* **TASK REQUIREMENTS**:
In the material below, find how many lines contain the string "this". Write only that number.

Code that builds pages
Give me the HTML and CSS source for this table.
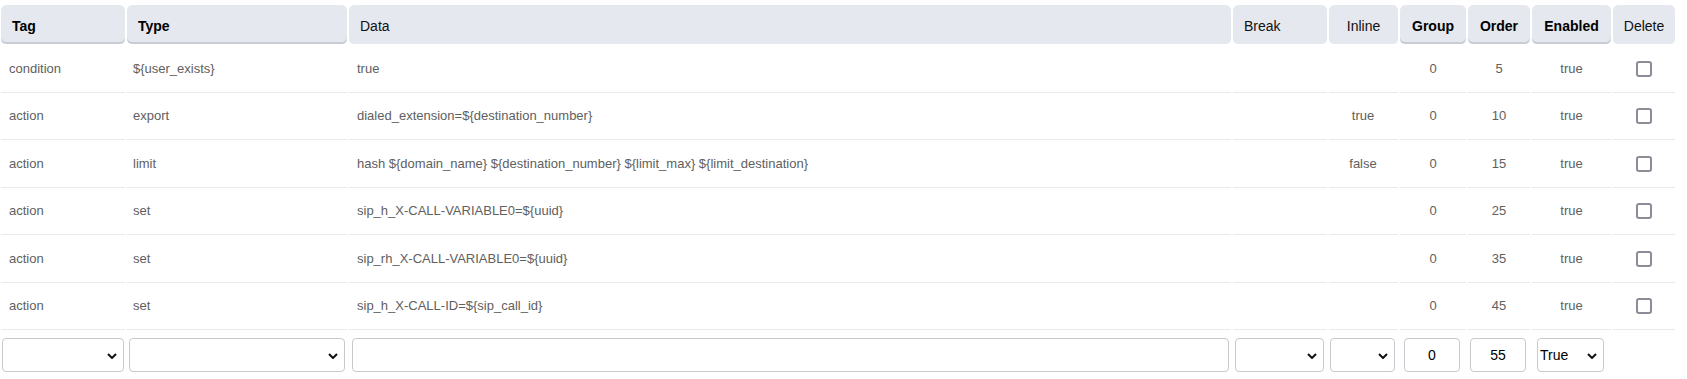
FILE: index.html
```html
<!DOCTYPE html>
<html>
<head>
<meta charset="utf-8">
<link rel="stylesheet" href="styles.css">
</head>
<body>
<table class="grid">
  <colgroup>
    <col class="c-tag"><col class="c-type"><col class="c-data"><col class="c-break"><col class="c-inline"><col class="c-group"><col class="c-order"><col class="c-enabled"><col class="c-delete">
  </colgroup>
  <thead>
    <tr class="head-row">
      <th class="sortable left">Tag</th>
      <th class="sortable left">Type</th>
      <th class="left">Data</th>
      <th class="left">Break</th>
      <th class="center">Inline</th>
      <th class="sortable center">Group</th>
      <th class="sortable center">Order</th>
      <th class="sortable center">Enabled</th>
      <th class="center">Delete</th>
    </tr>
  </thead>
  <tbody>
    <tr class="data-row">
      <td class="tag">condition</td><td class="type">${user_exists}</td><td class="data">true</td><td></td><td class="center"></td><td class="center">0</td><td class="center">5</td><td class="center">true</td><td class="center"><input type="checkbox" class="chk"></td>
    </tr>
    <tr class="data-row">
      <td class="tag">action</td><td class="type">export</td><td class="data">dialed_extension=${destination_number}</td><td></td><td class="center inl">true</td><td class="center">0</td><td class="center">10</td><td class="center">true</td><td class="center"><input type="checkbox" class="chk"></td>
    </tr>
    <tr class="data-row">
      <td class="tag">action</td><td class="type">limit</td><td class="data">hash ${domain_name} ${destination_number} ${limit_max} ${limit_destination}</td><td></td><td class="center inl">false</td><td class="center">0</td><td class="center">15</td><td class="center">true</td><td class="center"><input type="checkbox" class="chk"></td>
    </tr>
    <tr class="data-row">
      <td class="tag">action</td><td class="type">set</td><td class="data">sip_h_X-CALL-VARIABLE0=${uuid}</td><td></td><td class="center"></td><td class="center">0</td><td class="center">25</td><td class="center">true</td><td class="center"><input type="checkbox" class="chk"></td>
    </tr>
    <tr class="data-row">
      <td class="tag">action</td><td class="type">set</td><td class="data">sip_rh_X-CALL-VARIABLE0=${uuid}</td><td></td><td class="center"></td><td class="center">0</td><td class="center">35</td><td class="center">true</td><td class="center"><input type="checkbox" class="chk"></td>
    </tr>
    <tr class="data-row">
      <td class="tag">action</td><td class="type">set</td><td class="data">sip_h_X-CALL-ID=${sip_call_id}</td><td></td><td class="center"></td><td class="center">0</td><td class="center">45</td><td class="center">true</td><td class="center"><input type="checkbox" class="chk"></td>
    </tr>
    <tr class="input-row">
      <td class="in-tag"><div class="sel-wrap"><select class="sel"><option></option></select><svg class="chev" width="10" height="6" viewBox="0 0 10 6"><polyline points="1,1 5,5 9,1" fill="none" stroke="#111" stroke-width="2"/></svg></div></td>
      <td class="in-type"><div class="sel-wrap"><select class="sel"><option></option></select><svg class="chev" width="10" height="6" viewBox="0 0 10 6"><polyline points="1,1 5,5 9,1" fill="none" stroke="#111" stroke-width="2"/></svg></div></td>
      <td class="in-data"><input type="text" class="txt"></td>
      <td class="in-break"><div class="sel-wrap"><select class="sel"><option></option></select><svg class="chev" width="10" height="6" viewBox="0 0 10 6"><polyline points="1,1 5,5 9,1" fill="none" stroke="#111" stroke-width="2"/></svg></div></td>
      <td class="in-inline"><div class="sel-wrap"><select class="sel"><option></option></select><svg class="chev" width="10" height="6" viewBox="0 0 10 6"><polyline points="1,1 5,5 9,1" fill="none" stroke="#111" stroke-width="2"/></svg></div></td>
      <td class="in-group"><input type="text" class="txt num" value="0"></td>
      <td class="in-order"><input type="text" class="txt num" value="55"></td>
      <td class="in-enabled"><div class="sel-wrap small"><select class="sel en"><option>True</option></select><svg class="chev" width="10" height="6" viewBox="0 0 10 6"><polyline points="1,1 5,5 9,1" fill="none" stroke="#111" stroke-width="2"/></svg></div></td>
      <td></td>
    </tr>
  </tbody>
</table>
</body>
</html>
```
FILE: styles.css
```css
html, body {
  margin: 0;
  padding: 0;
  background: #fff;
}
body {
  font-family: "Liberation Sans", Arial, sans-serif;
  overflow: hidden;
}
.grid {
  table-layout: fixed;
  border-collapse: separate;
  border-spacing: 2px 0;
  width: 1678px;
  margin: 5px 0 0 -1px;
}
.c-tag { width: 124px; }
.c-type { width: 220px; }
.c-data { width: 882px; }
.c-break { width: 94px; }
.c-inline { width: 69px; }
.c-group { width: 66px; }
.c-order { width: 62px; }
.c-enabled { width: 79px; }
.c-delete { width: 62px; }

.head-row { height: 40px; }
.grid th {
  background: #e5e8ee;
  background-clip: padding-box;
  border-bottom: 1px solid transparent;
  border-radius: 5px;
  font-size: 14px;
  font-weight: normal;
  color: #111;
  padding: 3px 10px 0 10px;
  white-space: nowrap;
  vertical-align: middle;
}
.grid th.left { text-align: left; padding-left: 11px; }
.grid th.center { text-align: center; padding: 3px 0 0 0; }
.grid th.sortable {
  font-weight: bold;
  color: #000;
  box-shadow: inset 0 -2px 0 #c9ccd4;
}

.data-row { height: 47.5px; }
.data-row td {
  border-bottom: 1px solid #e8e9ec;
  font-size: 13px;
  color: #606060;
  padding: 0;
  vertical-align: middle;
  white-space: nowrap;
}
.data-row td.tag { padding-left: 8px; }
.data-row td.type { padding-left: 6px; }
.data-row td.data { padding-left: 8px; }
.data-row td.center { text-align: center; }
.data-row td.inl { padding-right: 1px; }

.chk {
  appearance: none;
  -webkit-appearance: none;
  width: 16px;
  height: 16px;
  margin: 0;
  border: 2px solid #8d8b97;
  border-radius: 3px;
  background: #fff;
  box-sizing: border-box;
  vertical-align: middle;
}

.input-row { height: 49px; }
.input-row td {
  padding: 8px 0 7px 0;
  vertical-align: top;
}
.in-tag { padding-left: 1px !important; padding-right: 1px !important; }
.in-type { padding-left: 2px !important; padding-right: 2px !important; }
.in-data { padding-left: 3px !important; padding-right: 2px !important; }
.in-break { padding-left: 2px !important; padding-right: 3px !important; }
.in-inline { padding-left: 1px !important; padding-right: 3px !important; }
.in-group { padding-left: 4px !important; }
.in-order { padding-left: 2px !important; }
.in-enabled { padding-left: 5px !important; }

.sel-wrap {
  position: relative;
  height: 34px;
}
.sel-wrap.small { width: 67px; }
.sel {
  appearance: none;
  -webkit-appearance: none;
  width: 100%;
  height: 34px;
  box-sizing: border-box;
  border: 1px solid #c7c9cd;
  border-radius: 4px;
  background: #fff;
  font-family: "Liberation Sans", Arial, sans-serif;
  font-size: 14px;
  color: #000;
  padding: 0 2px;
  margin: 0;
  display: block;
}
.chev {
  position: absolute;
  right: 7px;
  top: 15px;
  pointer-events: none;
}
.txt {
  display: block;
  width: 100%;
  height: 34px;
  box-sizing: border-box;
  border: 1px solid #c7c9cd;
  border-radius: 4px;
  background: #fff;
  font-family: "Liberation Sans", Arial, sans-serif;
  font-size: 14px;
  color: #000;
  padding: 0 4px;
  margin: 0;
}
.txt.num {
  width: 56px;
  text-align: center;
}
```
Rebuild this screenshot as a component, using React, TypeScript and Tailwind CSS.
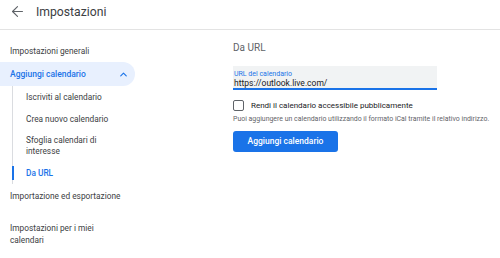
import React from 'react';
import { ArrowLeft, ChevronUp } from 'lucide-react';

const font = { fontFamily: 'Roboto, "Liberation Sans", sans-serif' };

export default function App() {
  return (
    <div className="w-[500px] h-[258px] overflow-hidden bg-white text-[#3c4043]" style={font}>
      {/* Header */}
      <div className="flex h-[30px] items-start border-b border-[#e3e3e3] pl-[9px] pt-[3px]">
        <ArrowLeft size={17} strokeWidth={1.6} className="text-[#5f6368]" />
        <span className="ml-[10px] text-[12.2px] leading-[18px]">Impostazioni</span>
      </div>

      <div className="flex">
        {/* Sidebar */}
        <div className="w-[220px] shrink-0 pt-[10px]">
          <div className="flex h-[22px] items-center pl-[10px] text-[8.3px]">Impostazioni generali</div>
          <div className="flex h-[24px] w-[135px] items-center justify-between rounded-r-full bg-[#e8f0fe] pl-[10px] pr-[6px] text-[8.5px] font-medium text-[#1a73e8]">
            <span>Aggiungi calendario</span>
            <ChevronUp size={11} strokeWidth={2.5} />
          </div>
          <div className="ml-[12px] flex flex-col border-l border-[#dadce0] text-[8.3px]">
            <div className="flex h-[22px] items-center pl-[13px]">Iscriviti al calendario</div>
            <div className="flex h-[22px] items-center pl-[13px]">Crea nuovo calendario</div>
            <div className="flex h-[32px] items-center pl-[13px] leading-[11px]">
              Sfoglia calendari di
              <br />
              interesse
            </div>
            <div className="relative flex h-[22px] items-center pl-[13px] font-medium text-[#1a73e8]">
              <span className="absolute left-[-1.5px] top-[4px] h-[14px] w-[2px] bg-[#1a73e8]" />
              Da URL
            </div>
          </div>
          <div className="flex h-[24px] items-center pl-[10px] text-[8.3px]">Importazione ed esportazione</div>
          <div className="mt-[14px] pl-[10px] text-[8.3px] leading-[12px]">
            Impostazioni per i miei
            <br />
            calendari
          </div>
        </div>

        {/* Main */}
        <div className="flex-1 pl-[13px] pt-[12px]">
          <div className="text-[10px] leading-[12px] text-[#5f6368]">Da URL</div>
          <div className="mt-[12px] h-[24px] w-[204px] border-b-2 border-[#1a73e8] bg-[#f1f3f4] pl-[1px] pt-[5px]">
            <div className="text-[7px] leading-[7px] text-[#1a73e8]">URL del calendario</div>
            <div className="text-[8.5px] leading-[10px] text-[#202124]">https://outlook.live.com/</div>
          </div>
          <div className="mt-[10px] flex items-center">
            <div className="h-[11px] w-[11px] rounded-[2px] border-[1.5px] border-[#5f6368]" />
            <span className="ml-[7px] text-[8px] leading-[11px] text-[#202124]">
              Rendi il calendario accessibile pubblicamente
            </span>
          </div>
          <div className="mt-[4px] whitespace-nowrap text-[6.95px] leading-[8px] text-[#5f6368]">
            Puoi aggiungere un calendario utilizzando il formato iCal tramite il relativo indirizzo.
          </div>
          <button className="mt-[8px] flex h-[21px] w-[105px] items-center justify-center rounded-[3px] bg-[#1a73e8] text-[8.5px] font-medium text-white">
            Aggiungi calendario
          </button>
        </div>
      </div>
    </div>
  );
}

* **ANSWER IN FULL**:
2